Un autre cas, quinze années plus tard, illustre aussi cette potentielle froideur clinique de Frank Williams. Celui de Damon Hill en 1996. Le Britannique se retrouva évincé de l’équipe après avoir pourtant raflé un titre de champion du monde, un cas de figure qui peut étonner. Le mode de management de Frank Williams était ainsi sans état d’âmes parfois…

Pourquoi ? Car Williams avait déjà choisi ses deux pilotes pour l’année d’après, Villeneuve qui resterait, et Frentzen qui arriverait.

« La victoire finale au Japon [en 1996] a été teintée de tristesse, parce que lorsque je suis sorti de la voiture, j’ai su que c’était la toute dernière fois que je conduirais pour Williams. » évoquait ainsi Damon Hill en pensant à cette période paradoxale.

« Je ne pouvais pas le croire. Je me suis juste demandé comment ce monde fonctionnait. »
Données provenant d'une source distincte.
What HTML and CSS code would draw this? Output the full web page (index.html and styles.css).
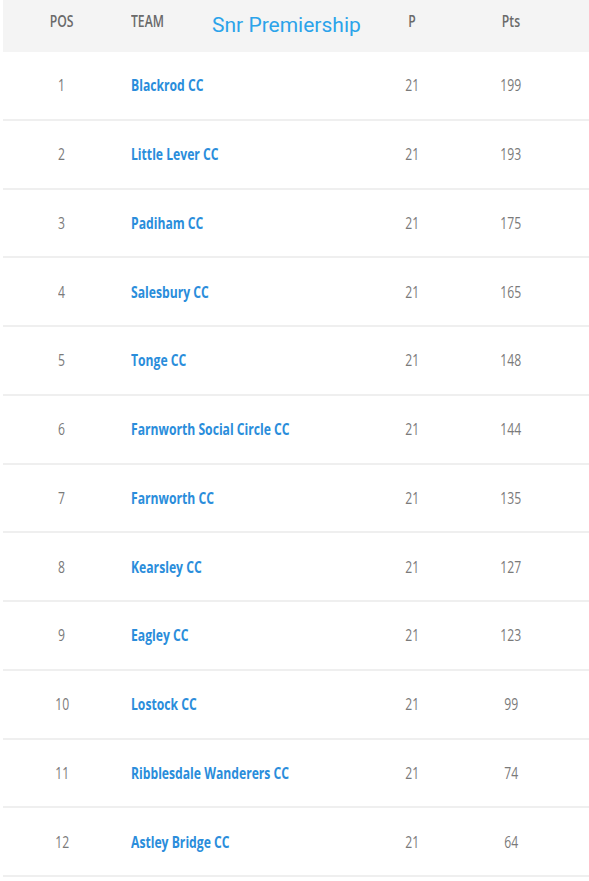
FILE: index.html
```html
<!DOCTYPE html>
<html>
<head>
<meta charset="utf-8">
<link rel="stylesheet" href="styles.css">
</head>
<body>
<div class="table">
  <div class="head">
    <div class="cell pos"><span class="c">POS</span></div>
    <div class="cell team"><span class="c">TEAM</span></div>
    <div class="cell num"><span class="c">P</span></div>
    <div class="cell num"><span class="c">Pts</span></div>
    <div class="title">Snr Premiership</div>
  </div>
  <div class="row"><div class="cell pos"><span class="c">1</span></div><div class="cell team"><span class="c">Blackrod CC</span></div><div class="cell num"><span class="c">21</span></div><div class="cell num"><span class="c">199</span></div></div>
  <div class="row"><div class="cell pos"><span class="c">2</span></div><div class="cell team"><span class="c">Little Lever CC</span></div><div class="cell num"><span class="c">21</span></div><div class="cell num"><span class="c">193</span></div></div>
  <div class="row"><div class="cell pos"><span class="c">3</span></div><div class="cell team"><span class="c">Padiham CC</span></div><div class="cell num"><span class="c">21</span></div><div class="cell num"><span class="c">175</span></div></div>
  <div class="row"><div class="cell pos"><span class="c">4</span></div><div class="cell team"><span class="c">Salesbury CC</span></div><div class="cell num"><span class="c">21</span></div><div class="cell num"><span class="c">165</span></div></div>
  <div class="row"><div class="cell pos"><span class="c">5</span></div><div class="cell team"><span class="c">Tonge CC</span></div><div class="cell num"><span class="c">21</span></div><div class="cell num"><span class="c">148</span></div></div>
  <div class="row"><div class="cell pos"><span class="c">6</span></div><div class="cell team"><span class="c">Farnworth Social Circle CC</span></div><div class="cell num"><span class="c">21</span></div><div class="cell num"><span class="c">144</span></div></div>
  <div class="row"><div class="cell pos"><span class="c">7</span></div><div class="cell team"><span class="c">Farnworth CC</span></div><div class="cell num"><span class="c">21</span></div><div class="cell num"><span class="c">135</span></div></div>
  <div class="row"><div class="cell pos"><span class="c">8</span></div><div class="cell team"><span class="c">Kearsley CC</span></div><div class="cell num"><span class="c">21</span></div><div class="cell num"><span class="c">127</span></div></div>
  <div class="row"><div class="cell pos"><span class="c">9</span></div><div class="cell team"><span class="c">Eagley CC</span></div><div class="cell num"><span class="c">21</span></div><div class="cell num"><span class="c">123</span></div></div>
  <div class="row"><div class="cell pos"><span class="c">10</span></div><div class="cell team"><span class="c">Lostock CC</span></div><div class="cell num"><span class="c">21</span></div><div class="cell num"><span class="c">99</span></div></div>
  <div class="row"><div class="cell pos"><span class="c">11</span></div><div class="cell team"><span class="c">Ribblesdale Wanderers CC</span></div><div class="cell num"><span class="c">21</span></div><div class="cell num"><span class="c">74</span></div></div>
  <div class="row"><div class="cell pos"><span class="c">12</span></div><div class="cell team"><span class="c">Astley Bridge CC</span></div><div class="cell num"><span class="c">21</span></div><div class="cell num"><span class="c">64</span></div></div>
</div>
</body>
</html>
```
FILE: styles.css
```css
html, body {
  margin: 0;
  padding: 0;
  background: #ffffff;
}
body {
  font-family: "Open Sans", "Liberation Sans", sans-serif;
  overflow: hidden;
}
.table {
  margin-left: 3px;
  width: 586px;
}
.head, .row {
  display: grid;
  grid-template-columns: 118px 241px 100px 98px 1fr;
}
.head {
  position: relative;
  height: 52px;
  background: #f4f4f4;
  align-items: start;
  padding-top: 10px;
  box-sizing: border-box;
  color: #6a6a6a;
  font-size: 16px;
  line-height: 22px;
  font-weight: 600;
}
.row {
  height: 68.75px;
  box-sizing: border-box;
  border-bottom: 2px solid #efefef;
  align-items: center;
  font-size: 16px;
  line-height: 22px;
  color: #7a7a7a;
}
.cell {
  white-space: nowrap;
}
.pos, .num {
  text-align: center;
}
.team {
  padding-left: 10px;
}
.c {
  display: inline-block;
  transform: scaleX(0.76);
  transform-origin: center;
}
.team .c {
  transform-origin: left center;
}
.row .team {
  color: #2a8ddb;
  font-weight: 700;
}
.title {
  position: absolute;
  left: 209px;
  top: 13px;
  font-family: Roboto, "Liberation Sans", sans-serif;
  font-size: 21px;
  line-height: 25px;
  font-weight: 400;
  color: #2ba3ea;
}
```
« Je pense que ce qui s’est passé, c’est qu’ils cherchaient un nouveau contrat pour les moteurs. Ils ont fini par choisir BMW, donc ils cherchaient à se défaire de Renault et ils voulaient qu’un pilote allemand puisse conclure cette affaire. Je pense que Frank a posé une option sur Frentzen en 1995, puis Villeneuve est apparu. Il a signé Jacques et Frentzen en pensant qu’en 97, ce serait Frentzen et Jacques - et il n’a pas pu se défaire de ces contrats. »

« Et en 1996, je me suis senti en bonne forme, et c’était comme si Frank Williams s’était demandé : "Oh, mon Dieu, que dois-je faire maintenant ?’ Je pense qu’il a essayé de changer ces contrats, mais il n’a pas pu » concluait-il néanmoins. En tout état de cause, Frank Williams n’avait tout de même pas mis tout en œuvre pour revenir sur sa décision, se montrant inflexible et sûr de ses choix.

Tel était peut-être le paradoxe Frank Williams : inflexible et froid, il était aussi un pur racer, que la course faisait vibrer. Un homme dans lequel la chaleur du sport cohabitait aussi avec une certaine conscience du tragique. Un homme de la course automobile des années 70, en somme.